Globe Briefs April 14
Austrian government writing law to seize Hitler’s birthplace
The Austrian government reportedly is drafting a law that would transfer ownership of Adolf Hitler’s birthplace to the state.
The owner of the home in Braunau has refused for at least the last five years to sell the property to the Austrian government, which is working to prevent the site in the German border town from becoming a shrine to the neo-Nazi community.
“We are currently examining the creation of a law, which would force a change of ownership and pass the property to the Republic of Austria,” Interior Ministry spokesman Karl-Heinz Grundboeck told the French news agency AFP last week.
“We have come to the conclusion over the past few years that expropriation is the only way to avoid the building being used for the purposes of Nazi” sympathizers, he said.

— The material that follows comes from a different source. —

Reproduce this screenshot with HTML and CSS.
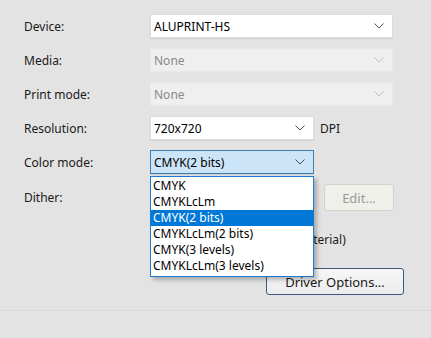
FILE: index.html
```html
<!DOCTYPE html>
<html>
<head>
	<meta charset="utf-8">
	<title>Printer Settings</title>
	<link rel="stylesheet" href="styles.css">
</head>
<body>
	<div class="panel">
		<div class="row">
			<label>Device:</label>
			<div class="combo">
				<span>ALUPRINT-HS</span>
				<svg class="arrow" width="10" height="6" viewBox="0 0 10 6"><path d="M0.5 0.5 L5 5 L9.5 0.5" fill="none" stroke="currentColor"/></svg>
			</div>
		</div>
		<div class="row">
			<label>Media:</label>
			<div class="combo disabled">
				<span>None</span>
				<svg class="arrow" width="10" height="6" viewBox="0 0 10 6"><path d="M0.5 0.5 L5 5 L9.5 0.5" fill="none" stroke="currentColor"/></svg>
			</div>
		</div>
		<div class="row">
			<label>Print mode:</label>
			<div class="combo disabled">
				<span>None</span>
				<svg class="arrow" width="10" height="6" viewBox="0 0 10 6"><path d="M0.5 0.5 L5 5 L9.5 0.5" fill="none" stroke="currentColor"/></svg>
			</div>
		</div>
		<div class="row">
			<label>Resolution:</label>
			<div class="combo short">
				<span>720x720</span>
				<svg class="arrow" width="10" height="6" viewBox="0 0 10 6"><path d="M0.5 0.5 L5 5 L9.5 0.5" fill="none" stroke="currentColor"/></svg>
			</div>
			<span class="unit">DPI</span>
		</div>
		<div class="row">
			<label>Color mode:</label>
			<div class="combo short open">
				<span>CMYK(2 bits)</span>
				<svg class="arrow" width="10" height="6" viewBox="0 0 10 6"><path d="M0.5 0.5 L5 5 L9.5 0.5" fill="none" stroke="currentColor"/></svg>
				<ul class="dropdown">
					<li>CMYK</li>
					<li>CMYKLcLm</li>
					<li class="selected">CMYK(2 bits)</li>
					<li>CMYKLcLm(2 bits)</li>
					<li>CMYK(3 levels)</li>
					<li>CMYKLcLm(3 levels)</li>
				</ul>
			</div>
		</div>
		<div class="row dither">
			<label>Dither:</label>
			<div class="combo short disabled"><span>Default</span></div>
			<button class="btn" disabled>Edit...</button>
		</div>
		<div class="row check">
			<span class="checkline">Use ink limits (for material)</span>
		</div>
		<div class="row buttons">
			<button class="btn primary">Driver Options...</button>
		</div>
	</div>
	<div class="footer"></div>
</body>
</html>
```

FILE: styles.css
```css
body {
	margin: 0;
	background: #e3e3e3;
	font-family: "Noto Sans", sans-serif;
	font-size: 12px;
	color: #1a1a1a;
	width: 431px;
	height: 338px;
	overflow: hidden;
}
.panel {
	padding: 14px 0 0 24px;
	height: 296px;
	border-bottom: 1px solid #d8d8d8;
}
.row {
	display: flex;
	align-items: center;
	height: 24px;
	margin-bottom: 10px;
}
.row label {
	width: 126px;
	flex: none;
}
.combo {
	position: relative;
	flex: none;
	box-sizing: border-box;
	width: 243px;
	height: 24px;
	background: #fff;
	border: 1px solid #dcdcdc;
	box-shadow: 0 1px 1px rgba(0, 0, 0, 0.08);
	display: flex;
	align-items: center;
	padding: 0 8px 0 3px;
	color: #000;
}
.combo span {
	flex: 1;
}
.combo .arrow {
	color: #4a4a4a;
}
.combo.disabled {
	background: #efefef;
	border-color: #e8e8e8;
	box-shadow: none;
	color: #8a8a8a;
}
.combo.disabled .arrow {
	color: #c0c0c0;
}
.combo.short {
	width: 164px;
}
.combo.open {
	background: #cce4f7;
	border-color: #3c7fb1;
}
.unit {
	margin-left: 6px;
}
.dropdown {
	position: absolute;
	left: -1px;
	top: 25px;
	width: 164px;
	box-sizing: border-box;
	margin: 0;
	padding: 1px 0 2px;
	list-style: none;
	background: #fff;
	border: 1px solid #1e7ad0;
	box-shadow: 3px 3px 4px rgba(0, 0, 0, 0.25);
	z-index: 2;
}
.dropdown li {
	height: 16px;
	line-height: 16px;
	padding-left: 2px;
	color: #000;
}
.dropdown li.selected {
	background: #0078d7;
	color: #fff;
}
.dither {
	height: 27px;
	margin-bottom: 16px;
}
.dither .combo {
	visibility: hidden;
}
.btn {
	flex: none;
	font-family: inherit;
	font-size: 13px;
	box-sizing: border-box;
	height: 27px;
	border-radius: 3px;
	padding: 0;
	text-align: center;
}
.dither .btn {
	margin-left: 10px;
	width: 70px;
	background: #f0f0ea;
	border: 1px solid #d4d4cc;
	color: #9a9a9a;
}
.check {
	padding-left: 170px;
	margin-bottom: 17px;
	height: 24px;
}
.buttons {
	padding-left: 242px;
	height: 27px;
}
.btn.primary {
	width: 138px;
	background: linear-gradient(#f7f7f7, #ececec);
	border: 1px solid #3b5a7d;
	color: #1a1a1a;
}
.footer {
	height: 40px;
}
```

Braunau resident Gerlinde Pommer’s family has owned the house where Hitler was born on April 20, 1889, for more than a century. The town has tried for decades to purchase the building.
The ministry had rented the home for decades and sublet it to charitable organizations. The house, which draws neo-Nazi visitors, especially on the anniversary of Hitler’s birthday, has stood empty for approximately five years after the owner refused to authorize needed renovations.
The building is listed as a historical landmark and cannot be razed. Hitler’s name does not appear anywhere near the home.
A stone outside the home is inscribed with the words: “Never again Fascism. In memory of millions of dead. For Peace, Freedom and Democracy.”
AIPAC opposes further sanctions relief for Iran
The American Israel Public Affairs Committee opposes further sanctions relief for Iran, citing its ballistic missile tests and its continued backing for sides fighting in the region.
“If Iran wants additional sanctions relief, it must first change its behavior,” the prominent Israel lobby said in an April 7 statement, which was accompanied by statements from members of Congress from both parties opposing additional sanctions relief.
U.S. administration officials reportedly have considered allowing Iran to engage in offshore dollar trading, which would alleviate sanctions on dealing with the United States that remain in place after the Iran nuclear deal.
President Barack Obama, however, said last week that allowing Iran access to dollars is not necessary. Instead, he has said, U.S. officials will endeavor to make it clear to third parties that a range of transactions are now permissible under the Iran nuclear deal.
The Obama administration is concerned that Iranians have yet to feel the effect of the removal of U.S. sanctions, which could reinforce hard-liners in the regime who opposed the sanctions relief for the nuclear rollback deal reached last year between Iran and six major world powers.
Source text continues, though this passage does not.